◆ TASK TO CARRY OUT: Lines containing the string "index" are to be counted; report the number and nothing more.

◆ INFORMATION SHOWN:

*****

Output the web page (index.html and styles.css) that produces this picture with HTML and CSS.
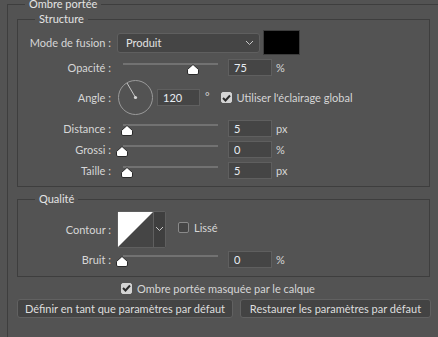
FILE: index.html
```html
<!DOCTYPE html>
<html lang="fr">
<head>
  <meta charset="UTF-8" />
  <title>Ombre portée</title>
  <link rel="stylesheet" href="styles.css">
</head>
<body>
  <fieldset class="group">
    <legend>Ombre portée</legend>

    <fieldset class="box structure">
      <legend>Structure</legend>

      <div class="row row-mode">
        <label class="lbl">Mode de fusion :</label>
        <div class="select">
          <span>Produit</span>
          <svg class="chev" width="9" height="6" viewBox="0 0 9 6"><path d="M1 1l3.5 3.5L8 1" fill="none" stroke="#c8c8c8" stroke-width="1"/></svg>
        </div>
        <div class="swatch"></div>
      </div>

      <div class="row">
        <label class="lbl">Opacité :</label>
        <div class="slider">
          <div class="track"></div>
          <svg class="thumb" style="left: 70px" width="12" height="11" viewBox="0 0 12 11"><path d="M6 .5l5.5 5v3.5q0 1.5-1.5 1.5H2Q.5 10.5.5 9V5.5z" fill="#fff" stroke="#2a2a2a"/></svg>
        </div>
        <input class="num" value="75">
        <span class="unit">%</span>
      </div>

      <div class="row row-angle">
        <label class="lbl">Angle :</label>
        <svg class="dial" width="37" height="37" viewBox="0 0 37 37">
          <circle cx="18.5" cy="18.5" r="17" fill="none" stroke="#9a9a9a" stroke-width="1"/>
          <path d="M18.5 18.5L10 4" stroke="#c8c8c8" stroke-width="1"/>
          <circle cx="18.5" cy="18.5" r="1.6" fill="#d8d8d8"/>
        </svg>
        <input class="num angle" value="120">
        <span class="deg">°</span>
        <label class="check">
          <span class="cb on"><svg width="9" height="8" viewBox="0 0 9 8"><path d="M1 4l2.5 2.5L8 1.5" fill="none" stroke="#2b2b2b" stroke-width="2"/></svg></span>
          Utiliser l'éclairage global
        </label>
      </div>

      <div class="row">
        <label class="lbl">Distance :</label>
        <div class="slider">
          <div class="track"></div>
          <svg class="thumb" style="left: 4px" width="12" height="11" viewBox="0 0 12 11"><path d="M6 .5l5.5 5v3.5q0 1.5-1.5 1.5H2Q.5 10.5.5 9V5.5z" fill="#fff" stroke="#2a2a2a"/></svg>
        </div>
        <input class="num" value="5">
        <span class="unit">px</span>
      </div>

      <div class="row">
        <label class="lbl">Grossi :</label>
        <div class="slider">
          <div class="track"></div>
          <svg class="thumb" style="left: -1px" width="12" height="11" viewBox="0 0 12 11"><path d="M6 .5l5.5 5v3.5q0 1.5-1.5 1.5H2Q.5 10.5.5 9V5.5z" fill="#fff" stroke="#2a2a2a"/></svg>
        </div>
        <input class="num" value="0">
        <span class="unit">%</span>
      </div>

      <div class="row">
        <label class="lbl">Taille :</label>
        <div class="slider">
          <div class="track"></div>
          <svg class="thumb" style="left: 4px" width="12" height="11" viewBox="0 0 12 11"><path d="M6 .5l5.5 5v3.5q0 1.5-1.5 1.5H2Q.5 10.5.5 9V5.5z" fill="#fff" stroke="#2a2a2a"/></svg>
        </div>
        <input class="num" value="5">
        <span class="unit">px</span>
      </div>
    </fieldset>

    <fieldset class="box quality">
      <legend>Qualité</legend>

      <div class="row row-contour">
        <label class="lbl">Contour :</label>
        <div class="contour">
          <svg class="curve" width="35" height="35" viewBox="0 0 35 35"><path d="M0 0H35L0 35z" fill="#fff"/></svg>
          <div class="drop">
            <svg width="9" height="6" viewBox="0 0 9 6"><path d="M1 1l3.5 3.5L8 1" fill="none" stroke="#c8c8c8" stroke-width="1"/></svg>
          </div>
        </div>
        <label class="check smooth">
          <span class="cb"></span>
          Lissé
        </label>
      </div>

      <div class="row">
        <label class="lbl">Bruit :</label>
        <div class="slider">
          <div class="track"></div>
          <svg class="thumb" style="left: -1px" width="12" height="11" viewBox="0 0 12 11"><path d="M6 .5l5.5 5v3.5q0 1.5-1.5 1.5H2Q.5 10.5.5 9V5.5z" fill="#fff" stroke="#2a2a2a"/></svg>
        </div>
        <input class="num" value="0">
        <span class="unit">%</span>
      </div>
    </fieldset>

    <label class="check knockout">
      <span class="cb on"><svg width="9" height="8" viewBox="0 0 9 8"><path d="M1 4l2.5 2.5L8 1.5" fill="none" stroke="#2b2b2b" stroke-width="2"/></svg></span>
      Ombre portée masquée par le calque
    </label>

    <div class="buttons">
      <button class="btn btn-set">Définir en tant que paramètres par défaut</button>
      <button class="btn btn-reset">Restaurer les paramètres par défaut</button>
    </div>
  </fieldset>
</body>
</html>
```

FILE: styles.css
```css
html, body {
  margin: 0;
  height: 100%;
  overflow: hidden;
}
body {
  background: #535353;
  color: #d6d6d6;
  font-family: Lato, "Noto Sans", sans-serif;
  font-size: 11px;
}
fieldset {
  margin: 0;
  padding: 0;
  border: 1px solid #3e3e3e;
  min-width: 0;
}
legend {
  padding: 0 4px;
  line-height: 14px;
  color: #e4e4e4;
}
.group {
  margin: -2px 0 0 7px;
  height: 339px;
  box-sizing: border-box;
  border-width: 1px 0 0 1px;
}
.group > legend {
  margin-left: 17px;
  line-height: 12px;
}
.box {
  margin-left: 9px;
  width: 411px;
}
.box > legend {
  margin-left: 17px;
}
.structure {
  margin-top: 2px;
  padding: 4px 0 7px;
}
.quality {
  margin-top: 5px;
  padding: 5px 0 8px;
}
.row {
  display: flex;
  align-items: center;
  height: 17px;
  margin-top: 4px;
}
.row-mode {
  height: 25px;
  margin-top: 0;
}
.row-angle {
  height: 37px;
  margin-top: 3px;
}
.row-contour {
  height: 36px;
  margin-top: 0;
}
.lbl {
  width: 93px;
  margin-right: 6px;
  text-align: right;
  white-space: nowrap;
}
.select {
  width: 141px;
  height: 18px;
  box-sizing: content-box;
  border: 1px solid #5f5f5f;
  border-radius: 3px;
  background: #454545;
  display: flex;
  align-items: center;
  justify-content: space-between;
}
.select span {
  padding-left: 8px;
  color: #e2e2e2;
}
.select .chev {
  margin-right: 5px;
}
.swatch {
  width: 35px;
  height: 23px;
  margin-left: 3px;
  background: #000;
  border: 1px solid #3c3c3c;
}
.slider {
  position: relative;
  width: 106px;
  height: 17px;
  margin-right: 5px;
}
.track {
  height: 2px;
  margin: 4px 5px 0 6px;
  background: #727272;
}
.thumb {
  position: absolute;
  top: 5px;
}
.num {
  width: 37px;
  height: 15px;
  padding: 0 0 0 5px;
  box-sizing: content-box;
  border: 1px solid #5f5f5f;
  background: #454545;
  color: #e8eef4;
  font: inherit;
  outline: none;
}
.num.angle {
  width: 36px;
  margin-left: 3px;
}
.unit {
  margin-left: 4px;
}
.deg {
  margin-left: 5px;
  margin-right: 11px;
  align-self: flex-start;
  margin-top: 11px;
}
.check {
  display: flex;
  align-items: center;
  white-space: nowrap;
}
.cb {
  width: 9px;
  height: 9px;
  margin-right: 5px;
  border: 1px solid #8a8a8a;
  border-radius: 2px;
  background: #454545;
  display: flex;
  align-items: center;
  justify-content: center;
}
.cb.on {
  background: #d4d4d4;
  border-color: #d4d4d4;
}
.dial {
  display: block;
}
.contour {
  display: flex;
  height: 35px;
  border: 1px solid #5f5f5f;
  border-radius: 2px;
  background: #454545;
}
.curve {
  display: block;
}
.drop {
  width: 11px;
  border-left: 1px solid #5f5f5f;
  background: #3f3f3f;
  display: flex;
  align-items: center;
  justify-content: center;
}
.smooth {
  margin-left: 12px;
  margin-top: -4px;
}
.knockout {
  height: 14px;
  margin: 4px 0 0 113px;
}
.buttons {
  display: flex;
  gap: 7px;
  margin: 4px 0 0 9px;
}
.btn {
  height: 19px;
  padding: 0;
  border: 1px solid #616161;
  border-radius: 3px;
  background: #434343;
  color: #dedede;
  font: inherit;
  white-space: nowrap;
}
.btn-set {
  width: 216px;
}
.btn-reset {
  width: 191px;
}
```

*****

◆ ANSWER FOR THIS EXERCISE: 2